*Problem to solve*.
Give only the count of lines containing "components".

-- begin --

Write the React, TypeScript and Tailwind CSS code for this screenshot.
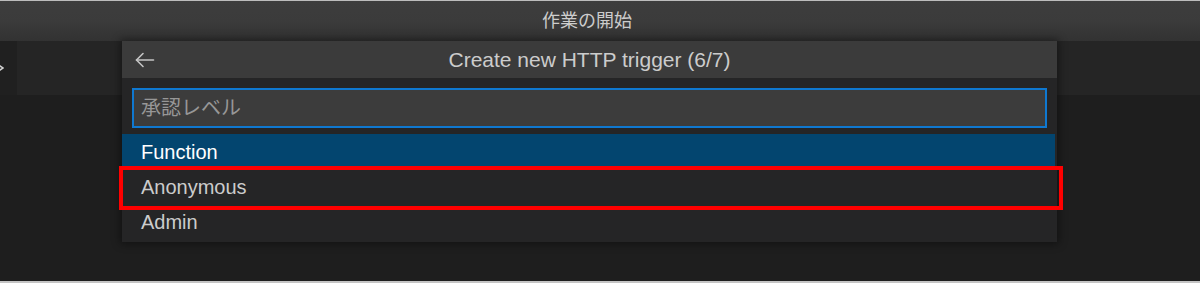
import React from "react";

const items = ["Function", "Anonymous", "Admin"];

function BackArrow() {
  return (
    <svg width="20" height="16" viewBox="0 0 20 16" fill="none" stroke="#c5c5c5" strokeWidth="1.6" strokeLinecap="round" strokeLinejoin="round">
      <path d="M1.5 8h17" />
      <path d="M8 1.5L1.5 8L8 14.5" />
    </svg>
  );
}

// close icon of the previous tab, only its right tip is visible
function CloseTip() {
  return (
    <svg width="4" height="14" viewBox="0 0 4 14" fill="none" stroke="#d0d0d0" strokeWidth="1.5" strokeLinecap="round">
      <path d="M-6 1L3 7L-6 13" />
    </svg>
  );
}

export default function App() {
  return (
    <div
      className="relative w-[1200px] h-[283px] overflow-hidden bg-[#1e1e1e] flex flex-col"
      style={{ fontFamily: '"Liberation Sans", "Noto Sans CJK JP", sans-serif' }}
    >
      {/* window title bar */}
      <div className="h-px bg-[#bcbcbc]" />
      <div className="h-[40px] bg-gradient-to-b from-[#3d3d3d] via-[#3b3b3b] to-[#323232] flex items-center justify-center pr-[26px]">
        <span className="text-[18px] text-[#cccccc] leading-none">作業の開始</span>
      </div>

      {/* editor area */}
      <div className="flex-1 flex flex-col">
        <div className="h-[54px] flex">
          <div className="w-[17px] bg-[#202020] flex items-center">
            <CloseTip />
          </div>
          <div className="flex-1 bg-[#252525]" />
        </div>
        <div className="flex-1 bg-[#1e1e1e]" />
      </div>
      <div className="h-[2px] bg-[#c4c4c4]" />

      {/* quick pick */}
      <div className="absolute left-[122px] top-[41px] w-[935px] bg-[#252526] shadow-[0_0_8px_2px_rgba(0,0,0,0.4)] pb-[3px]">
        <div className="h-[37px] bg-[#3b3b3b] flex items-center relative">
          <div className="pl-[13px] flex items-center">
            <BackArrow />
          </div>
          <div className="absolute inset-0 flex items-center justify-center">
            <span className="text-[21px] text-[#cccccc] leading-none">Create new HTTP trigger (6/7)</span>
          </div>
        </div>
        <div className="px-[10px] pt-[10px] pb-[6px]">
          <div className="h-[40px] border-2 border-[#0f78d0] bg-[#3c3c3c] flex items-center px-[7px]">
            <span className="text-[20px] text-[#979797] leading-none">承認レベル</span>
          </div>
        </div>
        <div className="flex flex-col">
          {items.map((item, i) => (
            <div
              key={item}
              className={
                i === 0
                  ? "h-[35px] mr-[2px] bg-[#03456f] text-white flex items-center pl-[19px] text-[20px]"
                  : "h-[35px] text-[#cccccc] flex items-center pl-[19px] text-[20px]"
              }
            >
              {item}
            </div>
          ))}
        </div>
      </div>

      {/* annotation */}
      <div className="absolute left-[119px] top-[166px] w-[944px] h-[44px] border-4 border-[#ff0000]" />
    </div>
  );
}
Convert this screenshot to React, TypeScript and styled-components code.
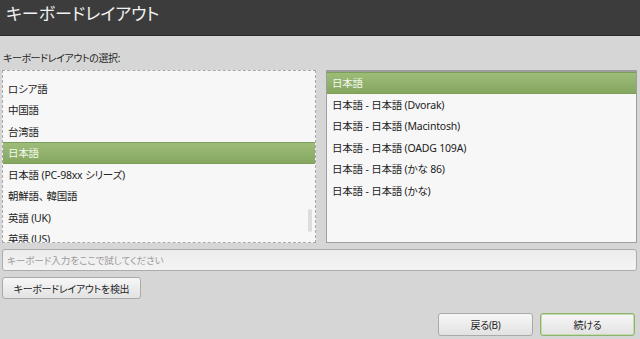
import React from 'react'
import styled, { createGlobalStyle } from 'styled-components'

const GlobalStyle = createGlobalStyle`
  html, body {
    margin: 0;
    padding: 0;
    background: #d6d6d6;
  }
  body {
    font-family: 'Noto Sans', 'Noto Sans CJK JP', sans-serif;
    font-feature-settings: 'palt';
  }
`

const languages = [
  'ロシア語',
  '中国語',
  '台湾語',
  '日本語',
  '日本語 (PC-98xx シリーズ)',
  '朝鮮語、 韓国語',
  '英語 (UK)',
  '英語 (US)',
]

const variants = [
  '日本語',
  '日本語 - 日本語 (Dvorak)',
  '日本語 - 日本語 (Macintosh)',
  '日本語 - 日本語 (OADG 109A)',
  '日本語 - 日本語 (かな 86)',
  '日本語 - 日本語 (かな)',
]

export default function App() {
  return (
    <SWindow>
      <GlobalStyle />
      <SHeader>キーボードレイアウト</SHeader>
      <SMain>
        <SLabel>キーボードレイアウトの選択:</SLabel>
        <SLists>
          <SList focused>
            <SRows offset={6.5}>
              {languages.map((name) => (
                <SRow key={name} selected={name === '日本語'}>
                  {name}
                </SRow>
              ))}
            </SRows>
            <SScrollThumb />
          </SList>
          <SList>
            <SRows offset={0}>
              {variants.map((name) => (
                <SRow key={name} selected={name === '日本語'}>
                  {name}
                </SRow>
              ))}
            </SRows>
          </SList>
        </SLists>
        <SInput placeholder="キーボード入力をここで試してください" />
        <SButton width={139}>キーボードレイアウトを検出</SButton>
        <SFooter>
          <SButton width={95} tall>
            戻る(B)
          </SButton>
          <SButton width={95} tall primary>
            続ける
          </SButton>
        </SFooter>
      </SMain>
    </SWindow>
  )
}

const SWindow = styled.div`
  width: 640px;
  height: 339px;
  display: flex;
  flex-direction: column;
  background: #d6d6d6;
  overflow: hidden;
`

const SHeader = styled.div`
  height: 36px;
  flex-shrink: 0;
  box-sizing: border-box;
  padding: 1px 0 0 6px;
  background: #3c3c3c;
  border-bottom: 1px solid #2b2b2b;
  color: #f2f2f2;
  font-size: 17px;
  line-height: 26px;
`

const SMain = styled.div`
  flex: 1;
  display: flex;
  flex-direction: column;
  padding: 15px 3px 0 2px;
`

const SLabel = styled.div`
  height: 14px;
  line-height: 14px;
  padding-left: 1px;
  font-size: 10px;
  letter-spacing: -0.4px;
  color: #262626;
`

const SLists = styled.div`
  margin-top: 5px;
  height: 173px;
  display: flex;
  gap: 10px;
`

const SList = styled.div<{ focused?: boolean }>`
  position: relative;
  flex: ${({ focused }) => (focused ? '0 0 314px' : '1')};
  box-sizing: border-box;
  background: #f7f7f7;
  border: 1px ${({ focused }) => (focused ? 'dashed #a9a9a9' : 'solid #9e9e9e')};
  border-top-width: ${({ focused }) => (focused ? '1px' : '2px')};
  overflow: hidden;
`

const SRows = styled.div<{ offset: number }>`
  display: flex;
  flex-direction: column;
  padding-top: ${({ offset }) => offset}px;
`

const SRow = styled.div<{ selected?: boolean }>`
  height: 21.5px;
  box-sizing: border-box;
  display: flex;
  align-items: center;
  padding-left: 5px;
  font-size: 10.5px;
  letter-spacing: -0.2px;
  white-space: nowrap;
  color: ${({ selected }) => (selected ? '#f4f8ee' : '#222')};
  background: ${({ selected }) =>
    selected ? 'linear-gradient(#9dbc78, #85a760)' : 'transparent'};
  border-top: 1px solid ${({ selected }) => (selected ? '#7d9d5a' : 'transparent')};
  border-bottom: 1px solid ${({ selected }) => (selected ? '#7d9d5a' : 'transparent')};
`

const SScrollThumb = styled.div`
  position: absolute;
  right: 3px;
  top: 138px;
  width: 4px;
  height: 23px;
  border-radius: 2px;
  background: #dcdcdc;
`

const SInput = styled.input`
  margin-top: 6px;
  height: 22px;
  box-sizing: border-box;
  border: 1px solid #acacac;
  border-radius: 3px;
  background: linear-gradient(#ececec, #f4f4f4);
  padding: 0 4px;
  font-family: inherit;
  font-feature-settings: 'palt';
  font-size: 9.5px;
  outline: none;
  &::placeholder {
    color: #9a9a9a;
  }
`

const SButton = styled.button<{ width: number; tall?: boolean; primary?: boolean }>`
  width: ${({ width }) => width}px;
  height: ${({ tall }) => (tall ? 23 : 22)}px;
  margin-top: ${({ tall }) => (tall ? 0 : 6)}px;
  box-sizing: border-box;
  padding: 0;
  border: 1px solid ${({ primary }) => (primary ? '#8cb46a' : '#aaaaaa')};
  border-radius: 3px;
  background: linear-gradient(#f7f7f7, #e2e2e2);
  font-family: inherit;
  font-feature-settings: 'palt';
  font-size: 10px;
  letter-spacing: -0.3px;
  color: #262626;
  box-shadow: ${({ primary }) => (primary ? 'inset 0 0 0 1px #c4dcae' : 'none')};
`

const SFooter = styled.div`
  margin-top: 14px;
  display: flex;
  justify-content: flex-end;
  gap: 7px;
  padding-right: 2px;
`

-- end --

*Final answer*.
2